Conclusion: The Great Invitation

This proverb, then, is not a word of condemnation for the struggling saint. It is a word of immense comfort and assurance. But it is also a dire warning and a glorious invitation to the one who is still in his wickedness.

The warning is this: do not fool yourself. You cannot live in rebellion to the King and expect to have access to the resources of His kingdom in your hour of need. Your prayers are hitting a brass ceiling because your sin has separated you from a holy God. You are far from Him because you have pushed Him far from you.

But the invitation is this: the distance can be closed. The separation can be bridged. The God who is far from the wicked has, in an act of astonishing grace, come near. "But now in Christ Jesus you who once were far off have been brought near by the blood of Christ" (Ephesians 2:13). The chasm was bridged by the cross. God the Son became a man, lived the perfectly righteous life we have all failed to live, and died the death that our wickedness deserved. He took our sin upon Himself, so that in Him we might become the righteousness of God (2 Corinthians 5:21).

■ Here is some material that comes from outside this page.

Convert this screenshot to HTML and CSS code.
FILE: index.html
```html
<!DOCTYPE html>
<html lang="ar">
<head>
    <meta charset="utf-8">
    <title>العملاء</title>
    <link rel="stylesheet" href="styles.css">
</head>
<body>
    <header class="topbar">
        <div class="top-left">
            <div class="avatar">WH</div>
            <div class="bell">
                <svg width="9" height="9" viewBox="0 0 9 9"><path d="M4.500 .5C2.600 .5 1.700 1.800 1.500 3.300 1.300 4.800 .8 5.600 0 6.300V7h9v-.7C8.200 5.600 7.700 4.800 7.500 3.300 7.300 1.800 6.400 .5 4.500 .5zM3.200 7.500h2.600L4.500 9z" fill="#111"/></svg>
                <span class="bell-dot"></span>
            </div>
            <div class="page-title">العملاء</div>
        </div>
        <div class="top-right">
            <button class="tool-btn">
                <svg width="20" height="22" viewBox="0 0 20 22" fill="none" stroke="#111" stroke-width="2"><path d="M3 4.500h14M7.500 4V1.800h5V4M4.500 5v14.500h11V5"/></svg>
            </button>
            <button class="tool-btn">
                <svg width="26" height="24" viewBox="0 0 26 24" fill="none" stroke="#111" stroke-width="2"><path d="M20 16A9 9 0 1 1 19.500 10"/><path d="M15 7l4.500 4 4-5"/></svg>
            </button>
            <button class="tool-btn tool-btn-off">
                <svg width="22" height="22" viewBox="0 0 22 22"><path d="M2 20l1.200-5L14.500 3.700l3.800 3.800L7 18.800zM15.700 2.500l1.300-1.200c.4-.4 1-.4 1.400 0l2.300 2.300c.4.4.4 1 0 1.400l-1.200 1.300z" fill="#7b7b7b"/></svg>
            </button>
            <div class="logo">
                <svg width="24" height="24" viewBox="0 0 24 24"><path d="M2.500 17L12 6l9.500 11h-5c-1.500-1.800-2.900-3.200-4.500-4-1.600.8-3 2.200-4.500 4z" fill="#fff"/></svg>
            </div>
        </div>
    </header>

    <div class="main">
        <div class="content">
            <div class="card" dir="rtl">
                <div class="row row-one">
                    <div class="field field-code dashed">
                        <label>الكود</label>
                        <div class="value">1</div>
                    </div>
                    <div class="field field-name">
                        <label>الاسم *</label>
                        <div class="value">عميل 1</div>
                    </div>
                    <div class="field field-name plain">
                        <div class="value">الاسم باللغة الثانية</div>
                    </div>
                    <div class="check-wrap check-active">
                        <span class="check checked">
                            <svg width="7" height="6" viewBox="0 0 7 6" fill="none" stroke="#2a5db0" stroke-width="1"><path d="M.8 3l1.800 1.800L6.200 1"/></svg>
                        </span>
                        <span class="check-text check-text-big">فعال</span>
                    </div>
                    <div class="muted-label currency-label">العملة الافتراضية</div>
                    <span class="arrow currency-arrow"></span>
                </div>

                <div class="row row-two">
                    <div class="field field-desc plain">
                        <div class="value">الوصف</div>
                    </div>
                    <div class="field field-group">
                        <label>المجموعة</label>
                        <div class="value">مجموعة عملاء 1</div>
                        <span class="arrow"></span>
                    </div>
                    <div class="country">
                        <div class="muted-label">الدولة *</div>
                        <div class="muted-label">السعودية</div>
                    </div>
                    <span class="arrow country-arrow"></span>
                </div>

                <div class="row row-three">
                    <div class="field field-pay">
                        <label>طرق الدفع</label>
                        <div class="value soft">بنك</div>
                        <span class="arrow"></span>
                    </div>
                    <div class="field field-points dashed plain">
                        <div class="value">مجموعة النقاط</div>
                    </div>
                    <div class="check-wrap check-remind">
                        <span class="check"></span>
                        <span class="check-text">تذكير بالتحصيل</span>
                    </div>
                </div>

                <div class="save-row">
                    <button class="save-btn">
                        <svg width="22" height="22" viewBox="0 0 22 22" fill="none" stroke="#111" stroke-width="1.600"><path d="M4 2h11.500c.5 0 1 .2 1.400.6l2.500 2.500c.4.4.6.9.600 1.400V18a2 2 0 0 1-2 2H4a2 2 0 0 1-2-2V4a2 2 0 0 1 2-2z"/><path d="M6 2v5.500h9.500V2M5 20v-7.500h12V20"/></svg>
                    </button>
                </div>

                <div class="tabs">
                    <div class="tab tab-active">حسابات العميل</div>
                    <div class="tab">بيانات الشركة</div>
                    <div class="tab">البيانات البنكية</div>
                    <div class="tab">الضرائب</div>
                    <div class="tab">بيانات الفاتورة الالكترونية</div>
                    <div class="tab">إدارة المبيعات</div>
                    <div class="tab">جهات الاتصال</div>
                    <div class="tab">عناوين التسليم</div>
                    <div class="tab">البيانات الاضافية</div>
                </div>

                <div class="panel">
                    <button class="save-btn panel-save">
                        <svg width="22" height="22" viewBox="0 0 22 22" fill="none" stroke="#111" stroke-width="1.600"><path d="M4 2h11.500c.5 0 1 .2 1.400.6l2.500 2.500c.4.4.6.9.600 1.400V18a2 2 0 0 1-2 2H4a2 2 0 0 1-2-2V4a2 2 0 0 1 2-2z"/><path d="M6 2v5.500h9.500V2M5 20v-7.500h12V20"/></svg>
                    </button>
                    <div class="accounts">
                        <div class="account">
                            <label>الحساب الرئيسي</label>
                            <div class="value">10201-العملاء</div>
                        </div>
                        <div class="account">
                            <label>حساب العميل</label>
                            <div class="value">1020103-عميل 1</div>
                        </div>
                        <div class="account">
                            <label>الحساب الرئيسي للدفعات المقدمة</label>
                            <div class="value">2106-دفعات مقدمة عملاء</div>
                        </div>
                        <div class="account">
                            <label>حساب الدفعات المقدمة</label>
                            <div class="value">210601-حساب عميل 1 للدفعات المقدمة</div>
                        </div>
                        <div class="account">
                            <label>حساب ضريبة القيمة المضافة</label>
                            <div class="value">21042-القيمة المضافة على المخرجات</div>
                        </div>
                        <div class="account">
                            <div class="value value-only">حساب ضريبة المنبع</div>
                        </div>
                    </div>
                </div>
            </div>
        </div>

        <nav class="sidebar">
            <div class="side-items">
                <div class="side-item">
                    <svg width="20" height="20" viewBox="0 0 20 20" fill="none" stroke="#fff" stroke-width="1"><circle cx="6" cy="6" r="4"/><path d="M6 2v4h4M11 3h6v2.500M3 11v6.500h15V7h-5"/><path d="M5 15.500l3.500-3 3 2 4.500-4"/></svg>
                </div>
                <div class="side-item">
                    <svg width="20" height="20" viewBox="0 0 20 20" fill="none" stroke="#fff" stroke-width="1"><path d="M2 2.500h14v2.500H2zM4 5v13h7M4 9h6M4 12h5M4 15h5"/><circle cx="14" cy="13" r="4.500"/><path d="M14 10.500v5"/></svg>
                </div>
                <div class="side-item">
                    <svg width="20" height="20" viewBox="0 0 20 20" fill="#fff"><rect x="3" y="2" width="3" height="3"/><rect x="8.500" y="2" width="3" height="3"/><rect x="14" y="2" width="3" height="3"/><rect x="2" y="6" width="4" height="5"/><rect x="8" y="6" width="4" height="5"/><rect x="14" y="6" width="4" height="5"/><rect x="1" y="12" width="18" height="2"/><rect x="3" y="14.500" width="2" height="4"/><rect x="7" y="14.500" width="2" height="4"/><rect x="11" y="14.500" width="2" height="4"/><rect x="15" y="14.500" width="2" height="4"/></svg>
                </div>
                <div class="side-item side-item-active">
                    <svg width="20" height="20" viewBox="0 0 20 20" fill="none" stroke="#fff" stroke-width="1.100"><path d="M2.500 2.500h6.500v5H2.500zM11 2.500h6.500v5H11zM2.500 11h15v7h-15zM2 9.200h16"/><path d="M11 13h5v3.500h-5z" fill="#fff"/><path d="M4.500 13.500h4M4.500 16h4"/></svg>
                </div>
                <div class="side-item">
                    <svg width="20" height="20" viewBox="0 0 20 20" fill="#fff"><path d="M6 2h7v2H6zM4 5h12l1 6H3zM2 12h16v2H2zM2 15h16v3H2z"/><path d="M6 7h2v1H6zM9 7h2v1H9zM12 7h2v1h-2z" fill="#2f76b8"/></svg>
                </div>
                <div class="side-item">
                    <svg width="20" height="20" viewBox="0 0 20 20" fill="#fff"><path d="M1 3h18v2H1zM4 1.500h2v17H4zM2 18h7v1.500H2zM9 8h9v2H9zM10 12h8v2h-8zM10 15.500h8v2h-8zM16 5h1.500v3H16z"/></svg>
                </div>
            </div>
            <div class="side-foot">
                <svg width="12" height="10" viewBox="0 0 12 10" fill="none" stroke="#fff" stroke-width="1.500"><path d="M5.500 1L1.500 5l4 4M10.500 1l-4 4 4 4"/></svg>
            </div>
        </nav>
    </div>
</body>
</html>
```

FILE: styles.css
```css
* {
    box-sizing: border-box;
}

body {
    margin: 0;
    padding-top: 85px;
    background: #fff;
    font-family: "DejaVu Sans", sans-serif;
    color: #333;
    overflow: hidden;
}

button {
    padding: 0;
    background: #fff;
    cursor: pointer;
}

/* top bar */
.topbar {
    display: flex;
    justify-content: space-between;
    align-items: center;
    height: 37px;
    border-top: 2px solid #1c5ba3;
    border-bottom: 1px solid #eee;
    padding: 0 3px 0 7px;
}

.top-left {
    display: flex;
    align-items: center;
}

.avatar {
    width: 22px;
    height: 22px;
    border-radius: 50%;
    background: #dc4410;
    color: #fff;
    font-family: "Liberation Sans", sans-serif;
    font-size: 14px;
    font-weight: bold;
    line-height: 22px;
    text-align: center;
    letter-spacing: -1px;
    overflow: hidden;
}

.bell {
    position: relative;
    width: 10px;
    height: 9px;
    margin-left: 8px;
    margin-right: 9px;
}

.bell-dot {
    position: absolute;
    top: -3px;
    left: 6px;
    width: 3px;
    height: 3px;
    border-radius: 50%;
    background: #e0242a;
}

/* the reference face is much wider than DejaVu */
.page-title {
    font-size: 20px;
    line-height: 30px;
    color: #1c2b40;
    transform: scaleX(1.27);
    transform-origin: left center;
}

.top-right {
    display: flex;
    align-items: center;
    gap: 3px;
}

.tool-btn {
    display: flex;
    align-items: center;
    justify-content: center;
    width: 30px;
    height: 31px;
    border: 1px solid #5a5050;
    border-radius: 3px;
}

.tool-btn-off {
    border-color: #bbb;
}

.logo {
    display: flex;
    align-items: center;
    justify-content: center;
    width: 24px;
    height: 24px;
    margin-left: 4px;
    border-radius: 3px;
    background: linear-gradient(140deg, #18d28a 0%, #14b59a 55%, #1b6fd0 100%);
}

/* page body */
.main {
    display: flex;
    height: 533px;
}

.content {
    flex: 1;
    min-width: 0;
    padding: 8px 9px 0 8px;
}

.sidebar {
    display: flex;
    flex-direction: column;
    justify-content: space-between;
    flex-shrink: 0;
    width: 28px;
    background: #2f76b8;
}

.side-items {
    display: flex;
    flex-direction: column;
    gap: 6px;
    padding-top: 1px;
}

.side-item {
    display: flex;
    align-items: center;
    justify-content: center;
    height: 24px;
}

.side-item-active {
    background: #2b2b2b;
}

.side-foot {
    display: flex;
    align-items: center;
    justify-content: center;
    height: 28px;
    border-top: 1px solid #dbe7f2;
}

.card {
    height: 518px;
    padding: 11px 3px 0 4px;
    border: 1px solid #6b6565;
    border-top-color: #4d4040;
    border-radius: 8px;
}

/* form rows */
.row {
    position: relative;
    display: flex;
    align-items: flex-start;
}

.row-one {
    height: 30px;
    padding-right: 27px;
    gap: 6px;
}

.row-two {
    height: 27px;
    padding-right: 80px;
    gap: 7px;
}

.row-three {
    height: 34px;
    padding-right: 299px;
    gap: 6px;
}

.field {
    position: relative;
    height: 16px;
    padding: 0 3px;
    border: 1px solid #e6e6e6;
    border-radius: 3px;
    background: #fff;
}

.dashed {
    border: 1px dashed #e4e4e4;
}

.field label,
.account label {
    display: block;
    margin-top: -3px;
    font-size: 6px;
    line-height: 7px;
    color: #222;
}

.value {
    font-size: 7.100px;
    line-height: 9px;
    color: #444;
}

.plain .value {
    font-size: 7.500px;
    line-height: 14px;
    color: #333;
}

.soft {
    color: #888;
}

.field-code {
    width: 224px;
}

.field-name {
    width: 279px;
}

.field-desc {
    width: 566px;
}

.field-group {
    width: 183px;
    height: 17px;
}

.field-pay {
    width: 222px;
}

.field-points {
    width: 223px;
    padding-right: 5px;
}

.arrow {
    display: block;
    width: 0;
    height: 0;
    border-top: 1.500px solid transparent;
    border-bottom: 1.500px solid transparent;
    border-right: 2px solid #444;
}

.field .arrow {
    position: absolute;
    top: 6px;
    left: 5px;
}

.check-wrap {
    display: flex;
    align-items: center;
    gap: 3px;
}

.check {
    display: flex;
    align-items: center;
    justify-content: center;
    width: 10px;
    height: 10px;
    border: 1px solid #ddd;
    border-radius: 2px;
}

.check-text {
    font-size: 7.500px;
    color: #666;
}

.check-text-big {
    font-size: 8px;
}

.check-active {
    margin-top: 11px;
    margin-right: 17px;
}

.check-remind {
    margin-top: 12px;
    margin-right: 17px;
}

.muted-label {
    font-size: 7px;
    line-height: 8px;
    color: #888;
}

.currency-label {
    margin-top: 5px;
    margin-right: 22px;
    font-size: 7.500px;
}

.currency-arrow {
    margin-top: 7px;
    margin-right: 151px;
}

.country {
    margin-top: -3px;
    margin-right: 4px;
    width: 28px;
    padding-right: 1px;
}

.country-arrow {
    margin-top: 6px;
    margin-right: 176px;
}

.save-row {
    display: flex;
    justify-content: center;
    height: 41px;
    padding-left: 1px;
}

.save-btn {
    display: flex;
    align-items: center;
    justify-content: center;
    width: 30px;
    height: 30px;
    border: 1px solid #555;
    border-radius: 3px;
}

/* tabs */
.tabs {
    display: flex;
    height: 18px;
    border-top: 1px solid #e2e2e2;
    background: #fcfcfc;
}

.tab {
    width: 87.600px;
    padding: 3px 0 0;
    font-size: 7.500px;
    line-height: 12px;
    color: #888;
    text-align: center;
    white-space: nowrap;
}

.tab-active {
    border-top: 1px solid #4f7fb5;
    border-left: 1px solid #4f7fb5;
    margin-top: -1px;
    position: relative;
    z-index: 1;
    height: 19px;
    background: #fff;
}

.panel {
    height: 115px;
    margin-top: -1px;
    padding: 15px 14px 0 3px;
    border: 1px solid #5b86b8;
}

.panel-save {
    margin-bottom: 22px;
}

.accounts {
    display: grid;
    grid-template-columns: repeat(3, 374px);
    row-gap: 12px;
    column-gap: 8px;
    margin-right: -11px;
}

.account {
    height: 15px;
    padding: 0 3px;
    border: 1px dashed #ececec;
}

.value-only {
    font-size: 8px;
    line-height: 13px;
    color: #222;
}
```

Therefore, the first and most important prayer that any wicked man can pray, and the one prayer that God always hears, is the cry for mercy. It is the prayer of the tax collector, beating his breast and saying, "God, be merciful to me, a sinner!" (Luke 18:13). When you pray that prayer in faith, you are instantly translated from the category of "the wicked" to the category of "the righteous." You are brought near. The Father's ear is inclined toward you, not because of who you are, but because of who you are in His Son. And from that moment on, you have the incredible privilege of speaking to the God of the universe as your Father, knowing that He hears you.